4Player Feature: Show and Tell (Teletext Article – Published on Weekend 21/03/09)
March 15, 2009 § Leave a comment
The BAFTAs came and went this year, revealing some surprising winners and losers. One of the most notable winners of the ceremony was Infinity Ward’s Call of Duty 4, which was given the honour of three awards, including best Story and Character. In the face of such stout opposition – including Mass Effect, Grand Theft Auto 4 and Fallout 3 – it was seen, by some, as a bit of a surprise when Call of Duty 4 won this particular accolade. I am not here to question the wisdom of that decision; rather, I want to talk about why I think Call of Duty 4 has significantly raised the bar in terms of storytelling, for first-person shooters and for video games in general.
Call of Duty 4 may not have had the most complicated characters or even the most complicated of stories, but what it did have was one of the best told stories I have seen in a video game, perhaps even trumping the likes of Bioshock. Call of Duty 4 was a brilliant exercise in storytelling because instead of telling the player what was going on around them, it showed them; it made them feel it.
Who can forget the nail-biting intro sequence, in which you see through the eyes of the recently deposed, middle-eastern president? Who can forget the sombre and haunting coda to Sergeant Paul Jackson’s life? In lesser games, these events would simply be footnotes, delivered via text or cutscene. Call of Duty 4 gives you front-row tickets and makes you experience these things first-hand.

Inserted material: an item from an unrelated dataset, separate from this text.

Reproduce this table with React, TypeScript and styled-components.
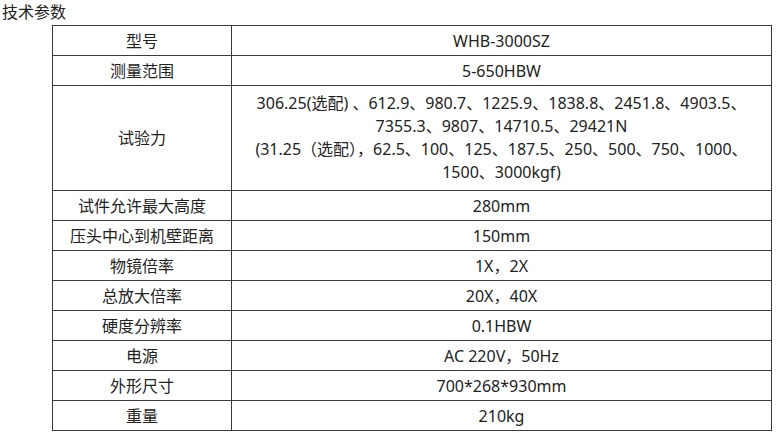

Games are not books; they are a visual medium. But nor are they films, for they possess a crucial interactive element to them. Therefore, it would be just as wrong to treat the player as a reader as it would to treat them as a mere idle observer. It is simply not necessary, not desirable and not appropriate, to have to wade through endless reams of dialogue and plot exposition in a game. At the same time, just showering the player with nicely directed cutscenes won’t do the job either, for it removes the player from the situation.
One of the main advantages of having a first-person perspective is that you are immediately granted with a closer, more tactile experience. Clearly, this gave Call of Duty 4 a leg-up when it was telling its story. But games don’t necessarily need to hold a first person viewpoint for the player to be involved, and I am not advocating that they should. What I am advocating here are three short, simple guidelines which I believe will enhance the storytelling quality of games. One, avoid taking control away from the player; two, avoid the over-exposition of plot through dialogue or text; and three, use the player’s environment – including audio and visual artifacts – to tell the story, wherever and whenever appropriate.